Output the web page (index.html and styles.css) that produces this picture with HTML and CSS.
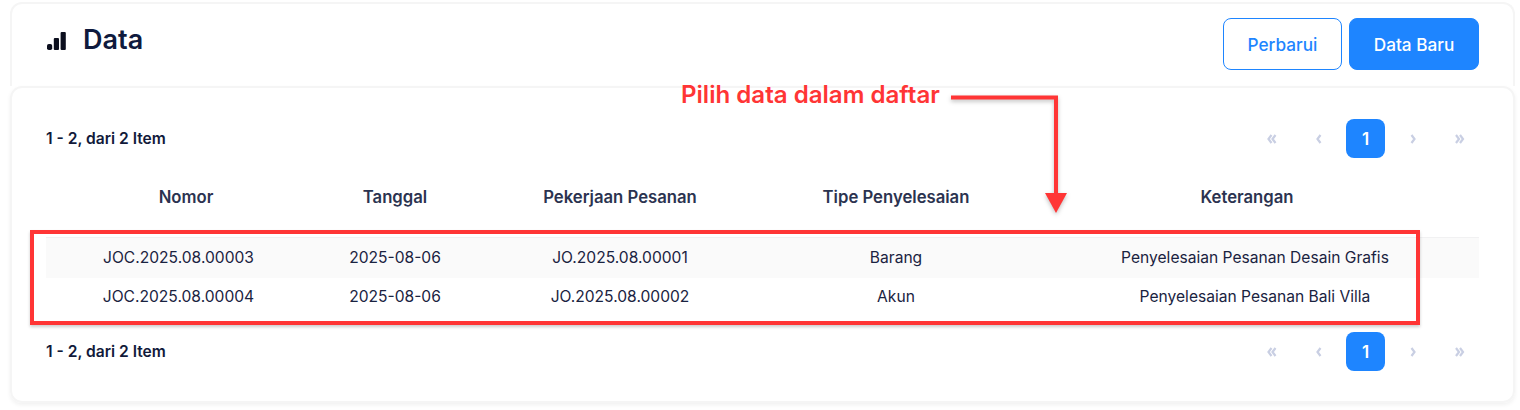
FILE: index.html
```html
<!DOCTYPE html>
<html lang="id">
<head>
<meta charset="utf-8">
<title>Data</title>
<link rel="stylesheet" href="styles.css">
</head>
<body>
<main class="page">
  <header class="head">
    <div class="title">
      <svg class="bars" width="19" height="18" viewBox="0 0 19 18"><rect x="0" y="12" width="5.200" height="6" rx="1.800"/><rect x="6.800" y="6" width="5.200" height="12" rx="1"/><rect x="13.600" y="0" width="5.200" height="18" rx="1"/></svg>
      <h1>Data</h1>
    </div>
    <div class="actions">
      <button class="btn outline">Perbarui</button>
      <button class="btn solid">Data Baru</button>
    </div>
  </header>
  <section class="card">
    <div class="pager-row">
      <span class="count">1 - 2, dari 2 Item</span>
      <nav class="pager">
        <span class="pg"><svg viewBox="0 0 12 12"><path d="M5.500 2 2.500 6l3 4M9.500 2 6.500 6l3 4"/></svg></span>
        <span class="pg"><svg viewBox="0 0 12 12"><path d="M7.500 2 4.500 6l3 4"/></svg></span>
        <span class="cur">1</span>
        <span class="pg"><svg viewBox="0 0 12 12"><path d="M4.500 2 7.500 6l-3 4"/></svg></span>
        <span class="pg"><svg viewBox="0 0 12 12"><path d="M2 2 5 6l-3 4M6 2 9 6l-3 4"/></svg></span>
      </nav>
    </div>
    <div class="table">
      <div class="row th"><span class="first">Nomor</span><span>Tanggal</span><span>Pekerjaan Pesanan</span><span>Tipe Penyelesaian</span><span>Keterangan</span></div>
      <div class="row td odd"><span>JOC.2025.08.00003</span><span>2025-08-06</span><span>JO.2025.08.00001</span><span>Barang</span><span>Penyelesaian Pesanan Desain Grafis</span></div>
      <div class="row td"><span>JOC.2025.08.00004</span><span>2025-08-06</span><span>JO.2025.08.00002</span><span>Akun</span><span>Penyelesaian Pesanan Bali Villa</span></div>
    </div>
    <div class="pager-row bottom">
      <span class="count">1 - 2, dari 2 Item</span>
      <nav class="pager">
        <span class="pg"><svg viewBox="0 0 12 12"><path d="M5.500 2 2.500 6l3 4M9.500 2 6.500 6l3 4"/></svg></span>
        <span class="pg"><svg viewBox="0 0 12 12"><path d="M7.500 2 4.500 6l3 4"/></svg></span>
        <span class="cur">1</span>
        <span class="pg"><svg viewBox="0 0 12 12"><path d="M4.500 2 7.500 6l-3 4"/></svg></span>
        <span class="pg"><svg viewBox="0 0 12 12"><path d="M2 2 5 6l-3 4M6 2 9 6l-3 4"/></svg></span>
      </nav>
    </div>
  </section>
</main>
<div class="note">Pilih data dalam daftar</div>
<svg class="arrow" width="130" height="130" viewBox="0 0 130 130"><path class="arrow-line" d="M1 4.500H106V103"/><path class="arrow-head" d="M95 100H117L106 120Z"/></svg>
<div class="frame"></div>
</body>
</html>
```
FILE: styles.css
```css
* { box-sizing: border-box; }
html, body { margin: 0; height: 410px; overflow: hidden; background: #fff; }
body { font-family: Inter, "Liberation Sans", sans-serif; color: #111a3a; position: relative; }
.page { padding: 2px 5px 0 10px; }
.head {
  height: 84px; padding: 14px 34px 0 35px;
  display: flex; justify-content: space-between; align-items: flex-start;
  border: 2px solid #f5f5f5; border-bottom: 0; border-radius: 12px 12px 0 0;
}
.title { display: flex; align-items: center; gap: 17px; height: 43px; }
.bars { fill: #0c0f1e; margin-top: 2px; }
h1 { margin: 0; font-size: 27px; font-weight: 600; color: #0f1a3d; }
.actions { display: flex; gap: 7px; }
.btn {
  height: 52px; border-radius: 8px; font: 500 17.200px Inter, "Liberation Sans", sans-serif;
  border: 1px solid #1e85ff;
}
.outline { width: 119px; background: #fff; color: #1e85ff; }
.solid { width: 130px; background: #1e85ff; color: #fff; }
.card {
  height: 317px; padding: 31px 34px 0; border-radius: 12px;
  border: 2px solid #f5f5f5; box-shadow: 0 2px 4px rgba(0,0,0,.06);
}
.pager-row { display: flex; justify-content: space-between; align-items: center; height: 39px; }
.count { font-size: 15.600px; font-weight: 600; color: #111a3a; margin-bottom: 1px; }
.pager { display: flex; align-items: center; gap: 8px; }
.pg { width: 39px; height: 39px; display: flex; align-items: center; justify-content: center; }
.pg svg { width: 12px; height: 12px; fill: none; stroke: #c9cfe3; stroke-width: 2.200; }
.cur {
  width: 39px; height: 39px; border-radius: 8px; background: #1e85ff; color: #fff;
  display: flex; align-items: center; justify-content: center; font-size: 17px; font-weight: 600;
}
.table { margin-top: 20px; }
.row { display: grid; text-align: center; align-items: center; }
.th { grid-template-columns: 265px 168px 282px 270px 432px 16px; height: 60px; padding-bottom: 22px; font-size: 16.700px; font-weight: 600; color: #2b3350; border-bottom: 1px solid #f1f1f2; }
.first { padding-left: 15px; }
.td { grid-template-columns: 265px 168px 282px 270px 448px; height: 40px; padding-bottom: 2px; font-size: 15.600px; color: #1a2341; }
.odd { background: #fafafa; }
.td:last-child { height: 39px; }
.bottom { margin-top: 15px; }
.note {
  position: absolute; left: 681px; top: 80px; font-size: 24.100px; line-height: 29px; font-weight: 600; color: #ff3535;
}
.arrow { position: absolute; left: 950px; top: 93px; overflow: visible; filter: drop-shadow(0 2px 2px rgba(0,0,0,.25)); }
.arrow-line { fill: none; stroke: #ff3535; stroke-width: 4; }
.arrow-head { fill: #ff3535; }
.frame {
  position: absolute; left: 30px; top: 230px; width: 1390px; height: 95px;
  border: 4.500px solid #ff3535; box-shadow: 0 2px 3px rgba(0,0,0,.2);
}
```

Short task:
Quote the material exactly. Pictures stay out.

Worked answer:
Output the web page (index.html and styles.css) that produces this picture with HTML and CSS.
FILE: index.html
```html
<!DOCTYPE html>
<html lang="id">
<head>
<meta charset="utf-8">
<title>Data</title>
<link rel="stylesheet" href="styles.css">
</head>
<body>
<main class="page">
  <header class="head">
    <div class="title">
      <svg class="bars" width="19" height="18" viewBox="0 0 19 18"><rect x="0" y="12" width="5.200" height="6" rx="1.800"/><rect x="6.800" y="6" width="5.200" height="12" rx="1"/><rect x="13.600" y="0" width="5.200" height="18" rx="1"/></svg>
      <h1>Data</h1>
    </div>
    <div class="actions">
      <button class="btn outline">Perbarui</button>
      <button class="btn solid">Data Baru</button>
    </div>
  </header>
  <section class="card">
    <div class="pager-row">
      <span class="count">1 - 2, dari 2 Item</span>
      <nav class="pager">
        <span class="pg"><svg viewBox="0 0 12 12"><path d="M5.500 2 2.500 6l3 4M9.500 2 6.500 6l3 4"/></svg></span>
        <span class="pg"><svg viewBox="0 0 12 12"><path d="M7.500 2 4.500 6l3 4"/></svg></span>
        <span class="cur">1</span>
        <span class="pg"><svg viewBox="0 0 12 12"><path d="M4.500 2 7.500 6l-3 4"/></svg></span>
        <span class="pg"><svg viewBox="0 0 12 12"><path d="M2 2 5 6l-3 4M6 2 9 6l-3 4"/></svg></span>
      </nav>
    </div>
    <div class="table">
      <div class="row th"><span class="first">Nomor</span><span>Tanggal</span><span>Pekerjaan Pesanan</span><span>Tipe Penyelesaian</span><span>Keterangan</span></div>
      <div class="row td odd"><span>JOC.2025.08.00003</span><span>2025-08-06</span><span>JO.2025.08.00001</span><span>Barang</span><span>Penyelesaian Pesanan Desain Grafis</span></div>
      <div class="row td"><span>JOC.2025.08.00004</span><span>2025-08-06</span><span>JO.2025.08.00002</span><span>Akun</span><span>Penyelesaian Pesanan Bali Villa</span></div>
    </div>
    <div class="pager-row bottom">
      <span class="count">1 - 2, dari 2 Item</span>
      <nav class="pager">
        <span class="pg"><svg viewBox="0 0 12 12"><path d="M5.500 2 2.500 6l3 4M9.500 2 6.500 6l3 4"/></svg></span>
        <span class="pg"><svg viewBox="0 0 12 12"><path d="M7.500 2 4.500 6l3 4"/></svg></span>
        <span class="cur">1</span>
        <span class="pg"><svg viewBox="0 0 12 12"><path d="M4.500 2 7.500 6l-3 4"/></svg></span>
        <span class="pg"><svg viewBox="0 0 12 12"><path d="M2 2 5 6l-3 4M6 2 9 6l-3 4"/></svg></span>
      </nav>
    </div>
  </section>
</main>
<div class="note">Pilih data dalam daftar</div>
<svg class="arrow" width="130" height="130" viewBox="0 0 130 130"><path class="arrow-line" d="M1 4.500H106V103"/><path class="arrow-head" d="M95 100H117L106 120Z"/></svg>
<div class="frame"></div>
</body>
</html>
```
FILE: styles.css
```css
* { box-sizing: border-box; }
html, body { margin: 0; height: 410px; overflow: hidden; background: #fff; }
body { font-family: Inter, "Liberation Sans", sans-serif; color: #111a3a; position: relative; }
.page { padding: 2px 5px 0 10px; }
.head {
  height: 84px; padding: 14px 34px 0 35px;
  display: flex; justify-content: space-between; align-items: flex-start;
  border: 2px solid #f5f5f5; border-bottom: 0; border-radius: 12px 12px 0 0;
}
.title { display: flex; align-items: center; gap: 17px; height: 43px; }
.bars { fill: #0c0f1e; margin-top: 2px; }
h1 { margin: 0; font-size: 27px; font-weight: 600; color: #0f1a3d; }
.actions { display: flex; gap: 7px; }
.btn {
  height: 52px; border-radius: 8px; font: 500 17.200px Inter, "Liberation Sans", sans-serif;
  border: 1px solid #1e85ff;
}
.outline { width: 119px; background: #fff; color: #1e85ff; }
.solid { width: 130px; background: #1e85ff; color: #fff; }
.card {
  height: 317px; padding: 31px 34px 0; border-radius: 12px;
  border: 2px solid #f5f5f5; box-shadow: 0 2px 4px rgba(0,0,0,.06);
}
.pager-row { display: flex; justify-content: space-between; align-items: center; height: 39px; }
.count { font-size: 15.600px; font-weight: 600; color: #111a3a; margin-bottom: 1px; }
.pager { display: flex; align-items: center; gap: 8px; }
.pg { width: 39px; height: 39px; display: flex; align-items: center; justify-content: center; }
.pg svg { width: 12px; height: 12px; fill: none; stroke: #c9cfe3; stroke-width: 2.200; }
.cur {
  width: 39px; height: 39px; border-radius: 8px; background: #1e85ff; color: #fff;
  display: flex; align-items: center; justify-content: center; font-size: 17px; font-weight: 600;
}
.table { margin-top: 20px; }
.row { display: grid; text-align: center; align-items: center; }
.th { grid-template-columns: 265px 168px 282px 270px 432px 16px; height: 60px; padding-bottom: 22px; font-size: 16.700px; font-weight: 600; color: #2b3350; border-bottom: 1px solid #f1f1f2; }
.first { padding-left: 15px; }
.td { grid-template-columns: 265px 168px 282px 270px 448px; height: 40px; padding-bottom: 2px; font-size: 15.600px; color: #1a2341; }
.odd { background: #fafafa; }
.td:last-child { height: 39px; }
.bottom { margin-top: 15px; }
.note {
  position: absolute; left: 681px; top: 80px; font-size: 24.100px; line-height: 29px; font-weight: 600; color: #ff3535;
}
.arrow { position: absolute; left: 950px; top: 93px; overflow: visible; filter: drop-shadow(0 2px 2px rgba(0,0,0,.25)); }
.arrow-line { fill: none; stroke: #ff3535; stroke-width: 4; }
.arrow-head { fill: #ff3535; }
.frame {
  position: absolute; left: 30px; top: 230px; width: 1390px; height: 95px;
  border: 4.500px solid #ff3535; box-shadow: 0 2px 3px rgba(0,0,0,.2);
}
```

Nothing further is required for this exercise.